Listen: ‘Crazy Ex-Girlfriend’ EP Aline Brosh McKenna on Filming ‘Intimate’ Finale

Welcome to “TV Take,” Variety’s television podcast. In this week’s episode, Variety senior features editor, TV Danielle Turchiano talks with Aline Brosh McKenna, executive producer of “Crazy Ex-Girlfriend,” which ends its four-season run on April 5.

With the finale looming, Rebecca Bunch (Rachel Bloom) is left to choose between three guys: one jerk, one “friend-zoned” guy, and one “dreamy high school quarterback.” McKenna says that in setting up such a clichéd final trope of a woman “choosing between romantic suitors,” the show was able to unpack it.

“It gave us a chance to get inside all of those tropes as we were engaging with this idea of a romantic choice being a culminative event in a woman’s life,” McKenna says. “What does that actually mean and what do they represent for her and what choice is actually in front of her?”

One of the trickiest parts of ending the show, she says, was making sure Rebecca’s character was given enough time to find closure among all the other storylines that had to be resolved.

“We consciously started and landed everybody’s journeys in slightly different places so that it wouldn’t feel overly convenient, that everybody’s landing their roundoff back handsprings on the same day,” she says.

Originally, the show’s fourth and final season was going to comprise of only 13 episodes, but when The CW ended up giving them 18, McKenna says that opened up the possibility of taking their time and being “a little more more ruminative.”

For instance, one episode of Season 4 was entirely dedicated to a road trip where everyone sings a Beach Boys song, while in another, Rebecca’s vaginal infections come to life as singing cats.

“That’s gonna sound so weird for people who have never seen the show,” McKenna jokes.

McKenna discusses filming the final episode of the show, which she directed, and figuring out whether to finish on a bombastic note, as in previous seasons, or whether to make it more “intimate.”

“If you’ve watched the show, Season 1 had a big wedding, Season 2 also had a big wedding…and Season 3 had a big fight stunt on the roof,” McKenna says. “But for this I knew the finale was going to be a more internal…it’s Rebeca’s personal journey, it’s a first-person show, so there’s a lot of internal exploration…we really go inside Rebecca’s brain.”

McKenna reveals that they also made a documentary, which is streaming on CW Seed, to give the audience a “detailed look” at their final 14 days on set.

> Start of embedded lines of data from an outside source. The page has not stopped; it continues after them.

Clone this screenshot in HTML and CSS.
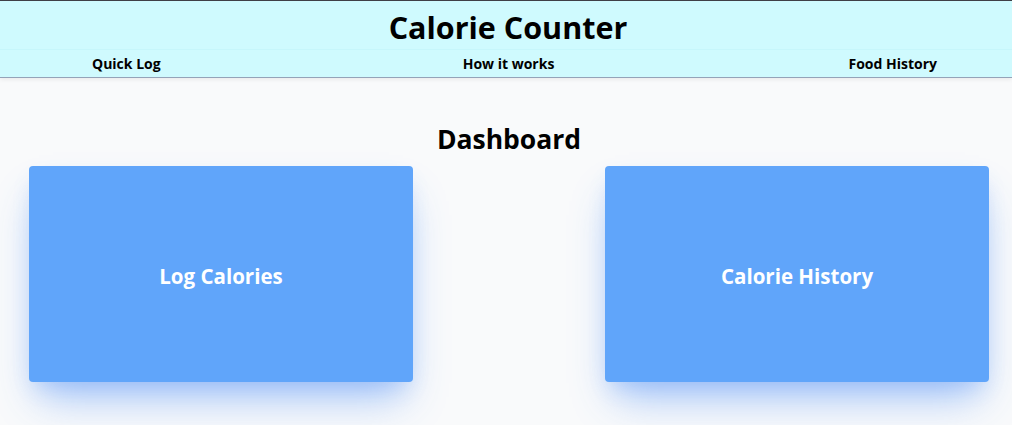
FILE: index.html
```html
<!DOCTYPE html>
<html lang="en">
<head>
<meta charset="utf-8">
<title>Calorie Counter</title>
<link rel="stylesheet" href="styles.css">
</head>
<body>
<header class="site-header">
  <h1 class="site-title">Calorie Counter</h1>
  <nav class="site-nav">
    <a class="nav-link" href="#">Quick Log</a>
    <a class="nav-link" href="#">How it works</a>
    <a class="nav-link" href="#">Food History</a>
  </nav>
</header>
<main class="dashboard">
  <h2 class="dashboard-title">Dashboard</h2>
  <div class="card-row">
    <a class="card" href="#">Log Calories</a>
    <a class="card" href="#">Calorie History</a>
  </div>
</main>
</body>
</html>
```
FILE: styles.css
```css
* { box-sizing: border-box; }
html, body { margin: 0; padding: 0; }
body {
  background: #f9fafb;
  font-family: "Open Sans", "Noto Sans", "Liberation Sans", sans-serif;
  color: #000;
  height: 425px;
  overflow: hidden;
}
.site-header {
  background: #cffafe;
  border-top: 1px solid #3f3f46;
  border-bottom: 1px solid #94a3b8;
  box-shadow: 0 2px 4px rgba(0,0,0,0.06);
}
.site-title {
  margin: 0;
  height: 49px;
  display: flex;
  align-items: center;
  justify-content: center;
  font-size: 30.5px;
  font-weight: 700;
  padding: 3px 0 0 4px;
  border-bottom: 1px solid #c6f6fb;
}
.site-nav {
  height: 27px;
  display: flex;
  align-items: center;
  justify-content: space-between;
  padding: 0 75px 0 92px;
}
.nav-link {
  color: #000;
  text-decoration: none;
  font-size: 14px;
  font-weight: 700;
}
.nav-link:nth-child(2) { margin-left: 8px; }
.dashboard {
  padding-top: 42px;
}
.dashboard-title {
  margin: 0;
  text-align: center;
  font-size: 26.5px;
  font-weight: 700;
  line-height: 38px;
  height: 46px;
  padding-left: 6px;
}
.card-row {
  display: flex;
  justify-content: space-between;
  padding: 0 23px 0 29px;
}
.card {
  width: 384px;
  height: 216px;
  padding-top: 3px;
  background: #60a5fa;
  border-radius: 4px;
  display: flex;
  align-items: center;
  justify-content: center;
  color: #fff;
  text-decoration: none;
  font-size: 20.5px;
  font-weight: 700;
  box-shadow: 0 25px 40px -10px rgba(59,130,246,0.45), 0 10px 20px -5px rgba(59,130,246,0.2);
}
```
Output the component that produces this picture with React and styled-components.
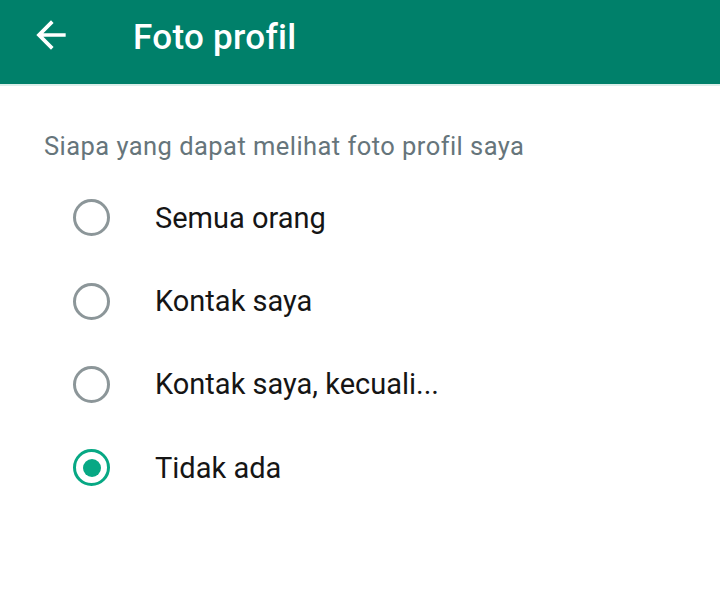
import React, { useState } from 'react';
import styled, { createGlobalStyle } from 'styled-components';

const GlobalStyle = createGlobalStyle`
  body {
    margin: 0;
    background: #fff;
    font-family: Roboto, 'Noto Sans', sans-serif;
  }
`;

const options = ['Semua orang', 'Kontak saya', 'Kontak saya, kecuali...', 'Tidak ada'];

const App = () => {
  const [selected, setSelected] = useState(3);

  return (
    <Page>
      <GlobalStyle />
      <Header>
        <BackButton aria-label="Kembali">
          <svg width="44" height="44" viewBox="0 0 24 24">
            <path d="M20 11H7.83l5.59-5.59L12 4l-8 8 8 8 1.41-1.41L7.83 13H20v-2z" fill="#fff" />
          </svg>
        </BackButton>
        <Title>Foto profil</Title>
      </Header>
      <Content>
        <Caption>Siapa yang dapat melihat foto profil saya</Caption>
        <List>
          {options.map((label, i) => (
            <Option key={label} onClick={() => setSelected(i)}>
              <Radio checked={selected === i} />
              <Label>{label}</Label>
            </Option>
          ))}
        </List>
      </Content>
    </Page>
  );
};

const Page = styled.div`
  width: 720px;
  height: 604px;
  background: #fff;
`;

const Header = styled.header`
  display: flex;
  align-items: center;
  height: 86px;
  background: #00806a;
  border-bottom: 2px solid #dcefea;
  padding-left: 29px;
  box-sizing: border-box;
`;

const BackButton = styled.button`
  display: flex;
  align-items: center;
  justify-content: center;
  padding: 0;
  border: none;
  background: none;
  width: 44px;
  height: 44px;
  margin-right: 60px;
  margin-top: -14px;
`;

const Title = styled.h1`
  margin: -10px 0 0;
  font-size: 35px;
  font-weight: 500;
  color: #fff;
  letter-spacing: 0.3px;
`;

const Content = styled.main`
  padding: 46px 0 0 44px;
`;

const Caption = styled.p`
  margin: 0;
  font-size: 25.5px;
  color: #66757b;
  line-height: 28px;
  letter-spacing: 0.45px;
`;

const List = styled.div`
  display: flex;
  flex-direction: column;
  margin-top: 16px;
`;

const Option = styled.div`
  display: flex;
  align-items: center;
  height: 83.4px;
  padding-left: 29px;
  cursor: pointer;
`;

const Radio = styled.span`
  width: 37px;
  height: 37px;
  box-sizing: border-box;
  border-radius: 50%;
  border: 3.5px solid ${(p) => (p.checked ? '#07a884' : '#8c9699')};
  display: flex;
  align-items: center;
  justify-content: center;
  margin-right: 45px;

  &::after {
    content: '';
    width: 18px;
    height: 18px;
    border-radius: 50%;
    background: #07a884;
    display: ${(p) => (p.checked ? 'block' : 'none')};
  }
`;

const Label = styled.span`
  font-size: 29px;
  color: #151515;
`;

export default App;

“We wanted to show the day-to-day that goes into making something like this and the hundreds of people whose hard work and love and attention comes together to make something, and how Rachel and I collaborate, and what a female-led environment looks like,” McKenna says.

Later in the show, critics Daniel D’Addario and Caroline Framke preview BBC America’s “Killing Eve” Season 2 and FX’s “Fosse/Verdon.”